SEVEN PARENTING RULES – 25

THE DIGNITY OF THE CHILD

Now and then, to keep my teaching tempo in good quality, I keep visiting some of the local schools. The purpose was to give a few tips to teachers on teaching and high school students on the importance of English speaking skills.

One of the commonest sights I come across in the classes will be the sounds of spanking the children. Or a teacher arrogantly scanning the restive children and yelling at the top of her voice “you stupid rascals, shut your mouths.”  Or some kids embarrassingly head down standing outside their respective classrooms enjoying a punishment.

Teachers have as many crude ideas in dispensing harsh punishments as many years of their experience could summon. More the experience more the amount of intolerance and severe the punishments they are ready to enforce.

Teachers’ and sometimes parents’ in a thoughtless moment have showered their children with countless ways to attack. That will tear down the dignity of the children. They call them dumb, stupid, foolish, idiot, empty, senseless, bore, cheat, bluff. We run short of words when it comes to encouraging our children. But for abusing them, our crooked jargon is a mouthful and on the tip of the sarcastic tongue.

With all these curse words we as teachers and parents say in countless more ways to our children “you are not worth very much” “you are not up to the mark.”

Parents and teachers must remember whatever you are cursing is an attack on the child’s dignity. You have to remember deeply; a child is a person with his dignity.

If once the children treated with such an abusive language. There is a likelihood that they try to live and prove to you that what you have said is correct. They may remember the rest of their lives the attack on their dignity in every detail. 

Many of the parents, teachers, and educators speak chiefly about curriculum, exams, ranks, tests, and teaching methods. They would, not once openly reflect about the safeguarding the dignity of a child.

But how many of them are aware of, “that each child has value and deserves respect. And that learning is tied to the child’s perception of the respect he receives. Further that it depends upon the self- estimate of his sense of worthiness”. How many parents and teachers keep this aspect ‘the dignity of a child” when they are coaching them.

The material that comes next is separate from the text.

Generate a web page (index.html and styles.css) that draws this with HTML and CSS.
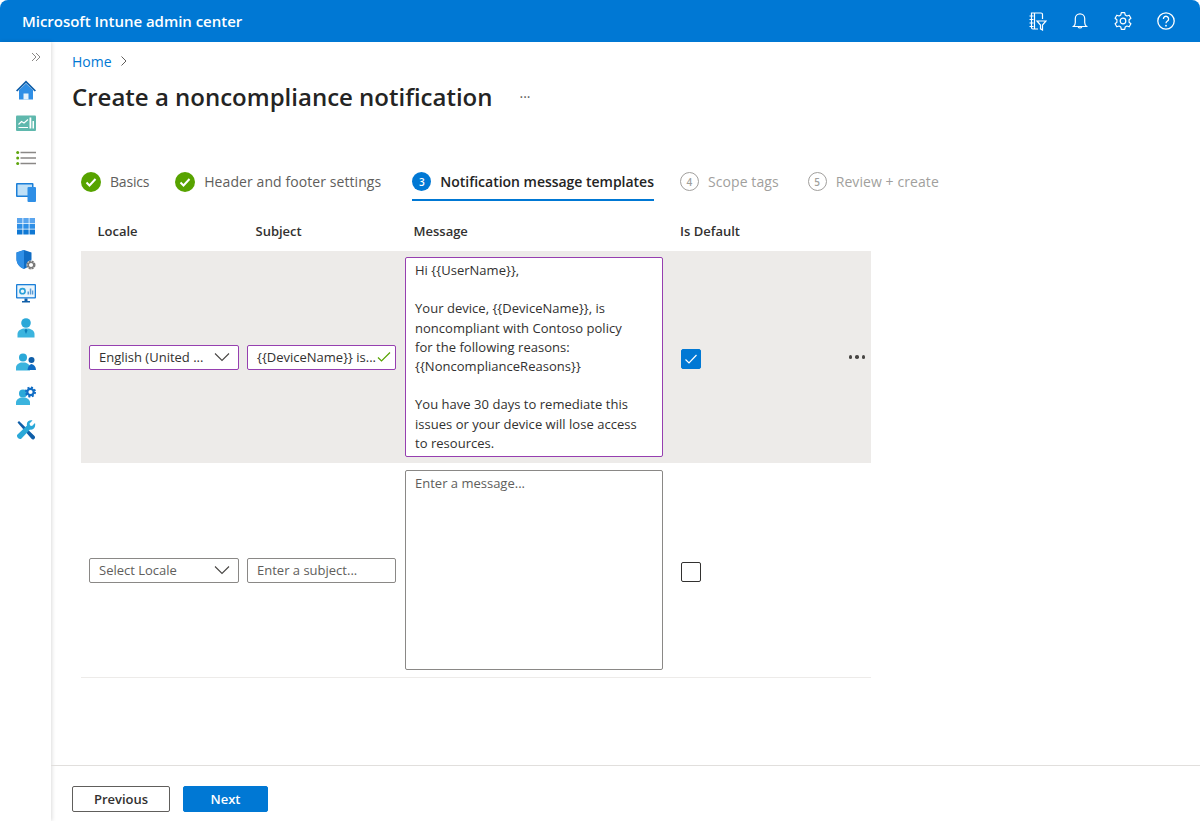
FILE: index.html
```html
<!DOCTYPE html>
<html lang="en">
  <head>
    <meta charset="UTF-8" />
    <meta name="viewport" content="width=device-width, initial-scale=1.0" />
    <title>Microsoft Intune admin center</title>
    <link rel="stylesheet" href="styles.css">
  </head>
  <body>
    <header class="topbar">
      <div class="brand">Microsoft Intune admin center</div>
      <div class="top-icons">
        <svg viewBox="0 0 20 20" width="20" height="20"><path d="M4.500 9V2h9.500a1.500 1.500 0 0 1 1.500 1.500V8M4.500 9v7.500a1.500 1.500 0 0 0 1.500 1.500h5M7.500 2v16M2.500 5h4M2.500 8.500h4M2.500 12h4M2.500 15.500h4M10 10h9l-3.500 4v5l-2-1.200V14z" fill="none" stroke="#fff" stroke-width="1.200"/></svg>
        <svg viewBox="0 0 20 20" width="20" height="20"><path d="M3.500 15.500c1.200-1 1.800-2.200 1.800-4V7.500a4.700 4.700 0 0 1 9.400 0v4c0 1.800.6 3 1.800 4zM8.200 15.700a1.900 1.900 0 0 0 3.600 0" fill="none" stroke="#fff" stroke-width="1.200"/></svg>
        <svg viewBox="0 0 20 20" width="20" height="20"><circle cx="10" cy="10" r="2.800" fill="none" stroke="#fff" stroke-width="1.200"/><path d="M8.300 1.600h3.400l.5 2.400 1.700 1 2.300-.8 1.700 3-1.800 1.600v2.400l1.800 1.600-1.700 3-2.300-.8-1.700 1-.5 2.400H8.300l-.5-2.400-1.700-1-2.300.8-1.700-3 1.800-1.600V8.800L2.100 7.200l1.700-3 2.300.8 1.700-1z" fill="none" stroke="#fff" stroke-width="1.200" stroke-linejoin="round"/></svg>
        <svg viewBox="0 0 20 20" width="20" height="20"><circle cx="10" cy="10" r="8.200" fill="none" stroke="#fff" stroke-width="1.300"/><path d="M7.400 7.900a2.600 2.600 0 1 1 4.100 2.100c-1 .7-1.500 1.100-1.500 2.300" fill="none" stroke="#fff" stroke-width="1.300"/><circle cx="10" cy="14.700" r=".9" fill="#fff"/></svg>
      </div>
    </header>

    <div class="shell">
      <nav class="sidebar">
        <svg class="collapse" viewBox="0 0 10 10" width="10" height="10"><path d="M1 1l4 4-4 4M5 1l4 4-4 4" fill="none" stroke="#8a8886" stroke-width="1"/></svg>
        <!-- home -->
        <svg viewBox="0 0 20 20" width="20" height="20"><path d="M3 10v9.500h14V10l-7-6.500z" fill="#2f8fe6"/><path d="M7.500 13.500h5v6h-5z" fill="#e6f2fb"/><path d="M0 10.500L10 .5l10 10-1.300 1L10 3 1.300 11.500z" fill="#0f5ea8"/></svg>
        <!-- dashboard -->
        <svg viewBox="0 0 20 20" width="20" height="20"><rect y="1.500" width="20" height="15.500" rx="1" fill="#5fb8ad"/><path d="M2.500 10.500l3-3 2.500 1.500 4-3.500" fill="none" stroke="#fff" stroke-width="1.100"/><path d="M2.500 13.500h9.500" stroke="#fff" stroke-width="1"/><path d="M13.500 3.500h1.800v11h-1.800zM16.500 7h1.500v7.500h-1.500z" fill="#fff"/></svg>
        <!-- list -->
        <svg viewBox="0 0 20 20" width="20" height="20"><path d="M4.500 4.500H20M4.500 10H20M4.500 15.500H20" stroke="#8a8886" stroke-width="1.500"/><circle cx="1.700" cy="4.500" r="1.500" fill="#5ea50d"/><circle cx="1.700" cy="10" r="1.500" fill="#5ea50d"/><circle cx="1.700" cy="15.500" r="1.500" fill="#5ea50d"/></svg>
        <!-- devices -->
        <svg viewBox="0 0 20 20" width="20" height="20"><rect y="1" width="17.500" height="14" rx="1" fill="#1b7fd8"/><rect x="1.500" y="2.500" width="14.500" height="11" fill="#bfe0f7"/><rect x="11.500" y="5" width="8.500" height="15" rx="1" fill="#2f8fe6"/></svg>
        <!-- apps -->
        <svg viewBox="0 0 20 20" width="20" height="20"><path d="M1 2h5.500v5H1zM7.300 2h5.400v5H7.300zM13.500 2H19v5h-5.500z" fill="#5aa5ee"/><path d="M1 7.800h5.500v5H1zM7.300 7.800h5.400v5H7.300zM13.500 7.800H19v5h-5.500z" fill="#2f8fe6"/><path d="M1 13.600h5.500v5H1zM7.300 13.600h5.400v5H7.300zM13.500 13.600H19v5h-5.500z" fill="#0f78d4"/></svg>
        <!-- endpoint security -->
        <svg viewBox="0 0 20 20" width="20" height="20"><path d="M8 0l7.500 2.500V9c0 5-3.500 8.500-7.500 10C4 17.500.5 14 .5 9V2.500z" fill="#0f6cc4"/><path d="M8 0v19C4 17.500.5 14 .5 9V2.500z" fill="#2f8fe6"/><circle cx="15" cy="15" r="4.500" fill="#fff"/><circle cx="15" cy="15" r="3.400" fill="none" stroke="#7a7a7a" stroke-width="2.200" stroke-dasharray="2 .7"/><circle cx="15" cy="15" r="2.700" fill="none" stroke="#7a7a7a" stroke-width="1.300"/></svg>
        <!-- reports -->
        <svg viewBox="0 0 20 20" width="20" height="20"><rect y="0" width="20" height="14.500" rx="1" fill="#1b7fd8"/><rect x="1.300" y="1.300" width="17.400" height="11.900" fill="#eaf5fc"/><circle cx="6.500" cy="7.200" r="2.600" fill="none" stroke="#2aa0d8" stroke-width="1.600"/><path d="M11.500 10.500v-3h1.500v3zM13.800 10.500v-6h1.500v6zM16 10.500v-4h1.300v4z" fill="#5b9bd5"/><path d="M8.500 14.500h3V17h2.500v1.500H6V17h2.500z" fill="#0f5ea8"/></svg>
        <!-- users -->
        <svg viewBox="0 0 20 20" width="20" height="20"><circle cx="10" cy="5" r="4.800" fill="#2aa8d8"/><path d="M1.500 19.500V16c0-3 3-5 6-5.500h5c3 .5 6 2.500 6 5.500v3.500z" fill="#3bb4de"/><path d="M10 10.500l-1.500 2 1.500 3.500 1.500-3.500z" fill="#0f7fb8"/></svg>
        <!-- groups -->
        <svg viewBox="0 0 20 20" width="20" height="20"><circle cx="7" cy="5.500" r="4" fill="#2aa8d8"/><path d="M0 18.500V15.500c0-2.500 2.500-4.500 5-5h4c2.500.5 5 2.500 5 5v3z" fill="#3bb4de"/><circle cx="15.500" cy="8" r="3" fill="#0f5ea8"/><path d="M11.500 18c.5-3 1.500-5.500 4-6 2.500.5 4.500 2.500 4.500 6z" fill="#0f6cc4"/></svg>
        <!-- tenant admin -->
        <svg viewBox="0 0 20 20" width="20" height="20"><circle cx="7" cy="7.500" r="4" fill="#2aa8d8"/><path d="M0 19v-2.500c0-2.500 2.500-4.500 5-5h4c2.500.5 5 2.500 5 5V19z" fill="#3bb4de"/><circle cx="14.500" cy="6" r="3.200" fill="none" stroke="#0f6cc4" stroke-width="2.200"/><circle cx="14.500" cy="6" r="4.600" fill="none" stroke="#0f6cc4" stroke-width="1.800" stroke-dasharray="2 1.600"/></svg>
        <!-- troubleshooting -->
        <svg viewBox="0 0 20 20" width="20" height="20"><path d="M1.500 2.500L3 1l15.500 15c.8 1 .8 2-.3 3-1 .8-2 .6-2.700-.3z" fill="#0f5ea8"/><path d="M19 3l-3 3-2-.5-.5-2 3-3c-3-.8-6.500 1.500-5.500 5L1.500 14.500c-2 2 2 6 4 4L14 9.500c3.500 1 6-2.500 5-6.500z" fill="#2aa8d8"/></svg>
      </nav>

      <main class="content">
        <div class="page">
          <div class="crumbs"><a class="crumb-link">Home</a><svg viewBox="0 0 8 12" width="8" height="12"><path d="M1.500 1.500L6 6l-4.500 4.500" fill="none" stroke="#605e5c" stroke-width="1"/></svg></div>
          <div class="title-row">
            <h1>Create a noncompliance notification</h1>
            <span class="title-more">···</span>
          </div>

          <ol class="steps">
            <li class="step basics">
              <svg class="step-done" viewBox="0 0 20 20" width="20" height="20"><circle cx="10" cy="10" r="10" fill="#57a300"/><path d="M5.500 10.500l3 3 6-6.500" fill="none" stroke="#fff" stroke-width="2"/></svg>
              Basics
            </li>
            <li class="step">
              <svg class="step-done" viewBox="0 0 20 20" width="20" height="20"><circle cx="10" cy="10" r="10" fill="#57a300"/><path d="M5.500 10.500l3 3 6-6.500" fill="none" stroke="#fff" stroke-width="2"/></svg>
              Header and footer settings
            </li>
            <li class="step current"><span class="num">3</span>Notification message templates</li>
            <li class="step todo"><span class="num">4</span>Scope tags</li>
            <li class="step todo"><span class="num">5</span>Review + create</li>
          </ol>

          <div class="grid-head row-cols">
            <div>Locale</div>
            <div>Subject</div>
            <div>Message</div>
            <div>Is Default</div>
          </div>

          <div class="row row-cols selected">
            <div class="field filled"><span class="val">English (United ...</span><svg viewBox="0 0 16 10" width="16" height="10"><path d="M1 1.500l7 7 7-7" fill="none" stroke="#484644" stroke-width="1.100"/></svg></div>
            <div class="field filled"><span class="val">{{DeviceName}} is...</span><svg viewBox="0 0 14 12" width="14" height="12"><path d="M1 6.500l3.500 3.500L13 1.500" fill="none" stroke="#57a300" stroke-width="1.200"/></svg></div>
            <div class="msg filled">Hi {{UserName}},

Your device, {{DeviceName}}, is
noncompliant with Contoso policy
for the following reasons:
{{NoncomplianceReasons}}

You have 30 days to remediate this
issues or your device will lose access
to resources.</div>
            <div class="check on"><svg viewBox="0 0 14 12" width="14" height="12"><path d="M1.500 6.500l3.500 3.500 7.500-8" fill="none" stroke="#fff" stroke-width="1.200"/></svg></div>
            <div class="row-more"><i></i><i></i><i></i></div>
          </div>

          <div class="row row-cols blank">
            <div class="field"><span class="hint">Select Locale</span><svg viewBox="0 0 16 10" width="16" height="10"><path d="M1 1.500l7 7 7-7" fill="none" stroke="#484644" stroke-width="1.100"/></svg></div>
            <div class="field"><span class="hint">Enter a subject...</span></div>
            <div class="msg"><span class="hint">Enter a message...</span></div>
            <div class="check"></div>
          </div>
        </div>

        <footer class="actions">
          <button class="btn">Previous</button>
          <button class="btn primary">Next</button>
        </footer>
      </main>
    </div>
  </body>
</html>
```

FILE: styles.css
```css
* {
  box-sizing: border-box;
}

html,
body {
  height: 100%;
}

body {
  margin: 0;
  font-family: "Open Sans", "Noto Sans", sans-serif;
  font-size: 13px;
  color: #323130;
  background-color: #fff;
  overflow: hidden;
}

.topbar {
  height: 42px;
  background-color: #0078d4;
  color: white;
  display: flex;
  align-items: center;
  justify-content: space-between;
  padding: 0 24px 0 22px;
  border-radius: 8px 8px 0 0;
}

.brand {
  font-size: 15px;
  font-weight: 600;
  letter-spacing: -0.03px;
}

.top-icons {
  display: flex;
  gap: 23px;
}

.shell {
  display: flex;
  height: 779px;
}

.sidebar {
  width: 51px;
  flex: none;
  display: flex;
  flex-direction: column;
  align-items: center;
  gap: 14px;
  padding: 10px 0 0 0;
  background-color: #fff;
  box-shadow: 1px 0 4px rgba(0, 0, 0, 0.14);
}

.sidebar .collapse {
  margin: 0 0 4px 21px;
}

.content {
  flex: 1;
  display: flex;
  flex-direction: column;
  min-width: 0;
}

.page {
  flex: 1;
  padding: 9px 0 0 21px;
}

.crumbs {
  display: flex;
  align-items: center;
  gap: 8px;
  height: 20px;
  font-size: 14px;
}

.crumb-link {
  color: #0078d4;
}

.title-row {
  display: flex;
  align-items: center;
  margin-top: 7px;
  height: 36px;
}

h1 {
  margin: 0;
  font-size: 24px;
  font-weight: 600;
  color: #242424;
}

.title-more {
  margin-left: 27px;
  font-size: 14px;
  color: #605e5c;
}

.steps {
  list-style: none;
  display: flex;
  margin: 50px 0 0;
  padding: 0 0 0 9px;
  gap: 26px;
}

.step {
  display: flex;
  align-items: center;
  gap: 9px;
  height: 37px;
  padding-bottom: 2px;
  font-size: 14px;
  letter-spacing: 0.08px;
  color: #605e5c;
}

.basics {
  letter-spacing: -0.2px;
}

.num {
  width: 19px;
  height: 19px;
  border-radius: 50%;
  display: flex;
  align-items: center;
  justify-content: center;
  font-size: 10px;
  font-weight: 600;
  letter-spacing: 0;
}

.current {
  margin-left: 5px;
  color: #242424;
  font-weight: 600;
  border-bottom: 2px solid #0078d4;
  padding-bottom: 0;
  letter-spacing: -0.02px;
}

.current .num {
  background-color: #0078d4;
  color: white;
}

.todo {
  color: #a19f9d;
}

.todo .num {
  border: 1px solid #a19f9d;
}

.todo:last-child {
  margin-left: 3px;
}

.row-cols {
  display: grid;
  grid-template-columns: 158px 158px 275px 1fr;
  width: 790px;
  margin-left: 9px;
  padding-left: 8px;
}

.grid-head {
  height: 50px;
  align-items: center;
  font-weight: 600;
  padding-top: 10px;
}

.grid-head div {
  padding-left: 8.500px;
}

.grid-head div:last-child {
  padding-left: 0;
}

.row {
  position: relative;
  align-items: center;
}

.selected {
  background-color: #edebe9;
  height: 212px;
}

.blank {
  height: 215px;
  border-bottom: 1px solid #edebe9;
}

.field {
  width: 150px;
  height: 25px;
  display: flex;
  align-items: center;
  justify-content: space-between;
  padding: 0 8px 0 9px;
  background-color: #fff;
  border: 1px solid #8a8886;
  border-radius: 2px;
  white-space: nowrap;
}

.field:nth-child(2) {
  width: 149px;
  padding: 0 4px 0 9px;
}

.msg {
  width: 258px;
  height: 200px;
  padding: 3px 9px;
  background-color: #fff;
  border: 1px solid #8a8886;
  border-radius: 2px;
  white-space: pre-line;
  line-height: 19.2px;
}

.filled {
  border-color: #963fb0;
}

.msg.filled {
  letter-spacing: 0.03px;
}

.hint {
  color: #605e5c;
}

.check {
  width: 20px;
  height: 20px;
  margin: 3px 0 0 0.500px;
  border: 1px solid #323130;
  border-radius: 2px;
  display: flex;
  align-items: center;
  justify-content: center;
}

.check.on {
  background-color: #0078d4;
  border-color: #0078d4;
}

.row-more {
  position: absolute;
  right: 6px;
  top: 104px;
  display: flex;
  gap: 3px;
}

.row-more i {
  width: 3.500px;
  height: 3.500px;
  border-radius: 50%;
  background-color: #484644;
}

.actions {
  height: 56px;
  border-top: 1px solid #e1dfdd;
  padding: 20px 0 0 21px;
  display: flex;
  gap: 13px;
  align-items: flex-start;
}

.btn {
  height: 26px;
  width: 98px;
  font-family: inherit;
  font-size: 13px;
  font-weight: 600;
  color: #323130;
  background-color: white;
  border: 1px solid #605e5c;
  border-radius: 2px;
  cursor: pointer;
}

.primary {
  width: 85px;
  color: white;
  background-color: #0078d4;
  border-color: #0078d4;
}
```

These are some finer psychological and emotional and intellectual factors. That considered when recognizing and protecting the dignity of the children you are nurturing.

Children whose dignity upheld at all times seemed to succeed in the long run in his life.

“Every child has dignity built into them. It’s there already; we need not create one for him. Our job is to recognize its presence in him: to protect it and work with it”.

We have step back and see our children as with people with heart and feelings. They have a way to work, react, move, and process information. And never take a child for granted.

And finally, kids are always kids. They are no bad kids or good kids. There are just kids.

I believe that children are lovable and capable. It is our responsibility as parents and teachers to honor their dignity by seeing them as they are how they are, the way they are.